• **Given information**:
** Start **

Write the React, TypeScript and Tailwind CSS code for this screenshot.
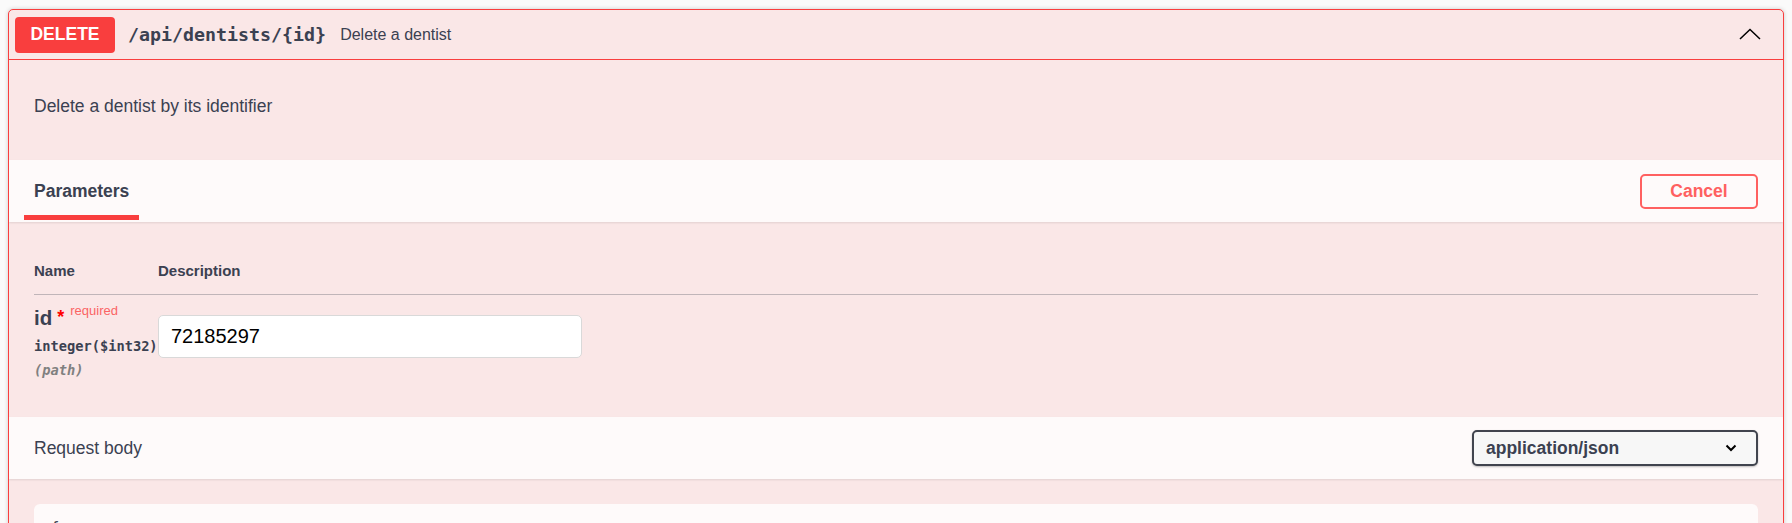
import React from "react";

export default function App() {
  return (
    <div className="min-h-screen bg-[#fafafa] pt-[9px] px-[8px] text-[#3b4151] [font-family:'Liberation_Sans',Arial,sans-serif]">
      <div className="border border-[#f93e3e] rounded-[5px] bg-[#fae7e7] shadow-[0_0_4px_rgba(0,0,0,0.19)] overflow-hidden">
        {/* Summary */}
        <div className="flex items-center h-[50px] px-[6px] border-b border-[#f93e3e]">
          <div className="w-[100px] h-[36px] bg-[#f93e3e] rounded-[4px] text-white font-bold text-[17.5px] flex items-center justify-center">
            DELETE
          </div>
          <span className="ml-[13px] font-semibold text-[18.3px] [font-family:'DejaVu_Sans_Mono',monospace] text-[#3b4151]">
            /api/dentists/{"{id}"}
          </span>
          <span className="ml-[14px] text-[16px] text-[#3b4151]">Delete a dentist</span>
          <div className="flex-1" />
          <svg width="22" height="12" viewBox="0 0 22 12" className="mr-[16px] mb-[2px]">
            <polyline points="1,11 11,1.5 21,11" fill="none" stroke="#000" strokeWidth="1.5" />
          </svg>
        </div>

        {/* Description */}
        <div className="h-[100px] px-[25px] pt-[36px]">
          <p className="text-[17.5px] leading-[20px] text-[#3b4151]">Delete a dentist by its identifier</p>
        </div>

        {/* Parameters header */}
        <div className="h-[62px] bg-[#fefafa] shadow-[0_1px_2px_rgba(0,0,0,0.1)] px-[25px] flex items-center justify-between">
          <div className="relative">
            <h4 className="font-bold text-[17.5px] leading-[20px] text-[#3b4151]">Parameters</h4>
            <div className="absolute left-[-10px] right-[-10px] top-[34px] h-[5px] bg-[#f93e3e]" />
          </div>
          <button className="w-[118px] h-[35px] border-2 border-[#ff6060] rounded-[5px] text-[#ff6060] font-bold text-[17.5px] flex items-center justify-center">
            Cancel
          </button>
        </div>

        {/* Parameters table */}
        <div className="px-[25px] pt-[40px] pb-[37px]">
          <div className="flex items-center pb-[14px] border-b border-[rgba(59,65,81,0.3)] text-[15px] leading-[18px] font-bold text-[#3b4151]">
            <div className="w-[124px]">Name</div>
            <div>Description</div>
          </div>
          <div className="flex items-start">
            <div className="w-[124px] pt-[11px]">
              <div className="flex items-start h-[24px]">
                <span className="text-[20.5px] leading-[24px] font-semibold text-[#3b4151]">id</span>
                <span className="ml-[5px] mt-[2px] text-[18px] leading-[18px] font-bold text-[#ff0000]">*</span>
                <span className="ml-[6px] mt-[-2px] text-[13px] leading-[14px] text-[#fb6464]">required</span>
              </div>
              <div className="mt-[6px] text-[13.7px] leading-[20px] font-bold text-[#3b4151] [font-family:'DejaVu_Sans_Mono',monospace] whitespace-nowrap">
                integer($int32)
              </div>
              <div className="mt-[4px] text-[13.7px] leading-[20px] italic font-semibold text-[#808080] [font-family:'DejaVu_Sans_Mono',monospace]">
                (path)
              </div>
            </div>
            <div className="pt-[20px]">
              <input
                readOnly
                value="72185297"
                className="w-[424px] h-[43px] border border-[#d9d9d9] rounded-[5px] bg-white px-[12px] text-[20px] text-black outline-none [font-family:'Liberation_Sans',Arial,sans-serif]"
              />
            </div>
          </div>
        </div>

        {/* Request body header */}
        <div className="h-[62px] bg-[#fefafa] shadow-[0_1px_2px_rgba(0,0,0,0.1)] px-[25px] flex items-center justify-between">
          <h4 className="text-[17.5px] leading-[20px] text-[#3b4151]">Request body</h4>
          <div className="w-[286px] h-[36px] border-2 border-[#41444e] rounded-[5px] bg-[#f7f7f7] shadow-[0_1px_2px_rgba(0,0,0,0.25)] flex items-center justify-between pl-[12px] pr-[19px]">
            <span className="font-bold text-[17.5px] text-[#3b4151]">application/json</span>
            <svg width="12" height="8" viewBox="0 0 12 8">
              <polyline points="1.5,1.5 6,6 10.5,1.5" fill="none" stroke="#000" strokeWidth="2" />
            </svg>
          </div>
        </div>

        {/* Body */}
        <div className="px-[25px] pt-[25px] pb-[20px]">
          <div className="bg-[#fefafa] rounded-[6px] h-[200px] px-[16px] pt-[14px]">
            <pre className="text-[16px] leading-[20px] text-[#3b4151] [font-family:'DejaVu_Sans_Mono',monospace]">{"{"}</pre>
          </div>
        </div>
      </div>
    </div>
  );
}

** End **

Except for the pictures, reproduce every line exactly.

Write the React, TypeScript and Tailwind CSS code for this screenshot.
import React from "react";

export default function App() {
  return (
    <div className="min-h-screen bg-[#fafafa] pt-[9px] px-[8px] text-[#3b4151] [font-family:'Liberation_Sans',Arial,sans-serif]">
      <div className="border border-[#f93e3e] rounded-[5px] bg-[#fae7e7] shadow-[0_0_4px_rgba(0,0,0,0.19)] overflow-hidden">
        {/* Summary */}
        <div className="flex items-center h-[50px] px-[6px] border-b border-[#f93e3e]">
          <div className="w-[100px] h-[36px] bg-[#f93e3e] rounded-[4px] text-white font-bold text-[17.5px] flex items-center justify-center">
            DELETE
          </div>
          <span className="ml-[13px] font-semibold text-[18.3px] [font-family:'DejaVu_Sans_Mono',monospace] text-[#3b4151]">
            /api/dentists/{"{id}"}
          </span>
          <span className="ml-[14px] text-[16px] text-[#3b4151]">Delete a dentist</span>
          <div className="flex-1" />
          <svg width="22" height="12" viewBox="0 0 22 12" className="mr-[16px] mb-[2px]">
            <polyline points="1,11 11,1.5 21,11" fill="none" stroke="#000" strokeWidth="1.5" />
          </svg>
        </div>

        {/* Description */}
        <div className="h-[100px] px-[25px] pt-[36px]">
          <p className="text-[17.5px] leading-[20px] text-[#3b4151]">Delete a dentist by its identifier</p>
        </div>

        {/* Parameters header */}
        <div className="h-[62px] bg-[#fefafa] shadow-[0_1px_2px_rgba(0,0,0,0.1)] px-[25px] flex items-center justify-between">
          <div className="relative">
            <h4 className="font-bold text-[17.5px] leading-[20px] text-[#3b4151]">Parameters</h4>
            <div className="absolute left-[-10px] right-[-10px] top-[34px] h-[5px] bg-[#f93e3e]" />
          </div>
          <button className="w-[118px] h-[35px] border-2 border-[#ff6060] rounded-[5px] text-[#ff6060] font-bold text-[17.5px] flex items-center justify-center">
            Cancel
          </button>
        </div>

        {/* Parameters table */}
        <div className="px-[25px] pt-[40px] pb-[37px]">
          <div className="flex items-center pb-[14px] border-b border-[rgba(59,65,81,0.3)] text-[15px] leading-[18px] font-bold text-[#3b4151]">
            <div className="w-[124px]">Name</div>
            <div>Description</div>
          </div>
          <div className="flex items-start">
            <div className="w-[124px] pt-[11px]">
              <div className="flex items-start h-[24px]">
                <span className="text-[20.5px] leading-[24px] font-semibold text-[#3b4151]">id</span>
                <span className="ml-[5px] mt-[2px] text-[18px] leading-[18px] font-bold text-[#ff0000]">*</span>
                <span className="ml-[6px] mt-[-2px] text-[13px] leading-[14px] text-[#fb6464]">required</span>
              </div>
              <div className="mt-[6px] text-[13.7px] leading-[20px] font-bold text-[#3b4151] [font-family:'DejaVu_Sans_Mono',monospace] whitespace-nowrap">
                integer($int32)
              </div>
              <div className="mt-[4px] text-[13.7px] leading-[20px] italic font-semibold text-[#808080] [font-family:'DejaVu_Sans_Mono',monospace]">
                (path)
              </div>
            </div>
            <div className="pt-[20px]">
              <input
                readOnly
                value="72185297"
                className="w-[424px] h-[43px] border border-[#d9d9d9] rounded-[5px] bg-white px-[12px] text-[20px] text-black outline-none [font-family:'Liberation_Sans',Arial,sans-serif]"
              />
            </div>
          </div>
        </div>

        {/* Request body header */}
        <div className="h-[62px] bg-[#fefafa] shadow-[0_1px_2px_rgba(0,0,0,0.1)] px-[25px] flex items-center justify-between">
          <h4 className="text-[17.5px] leading-[20px] text-[#3b4151]">Request body</h4>
          <div className="w-[286px] h-[36px] border-2 border-[#41444e] rounded-[5px] bg-[#f7f7f7] shadow-[0_1px_2px_rgba(0,0,0,0.25)] flex items-center justify-between pl-[12px] pr-[19px]">
            <span className="font-bold text-[17.5px] text-[#3b4151]">application/json</span>
            <svg width="12" height="8" viewBox="0 0 12 8">
              <polyline points="1.5,1.5 6,6 10.5,1.5" fill="none" stroke="#000" strokeWidth="2" />
            </svg>
          </div>
        </div>

        {/* Body */}
        <div className="px-[25px] pt-[25px] pb-[20px]">
          <div className="bg-[#fefafa] rounded-[6px] h-[200px] px-[16px] pt-[14px]">
            <pre className="text-[16px] leading-[20px] text-[#3b4151] [font-family:'DejaVu_Sans_Mono',monospace]">{"{"}</pre>
          </div>
        </div>
      </div>
    </div>
  );
}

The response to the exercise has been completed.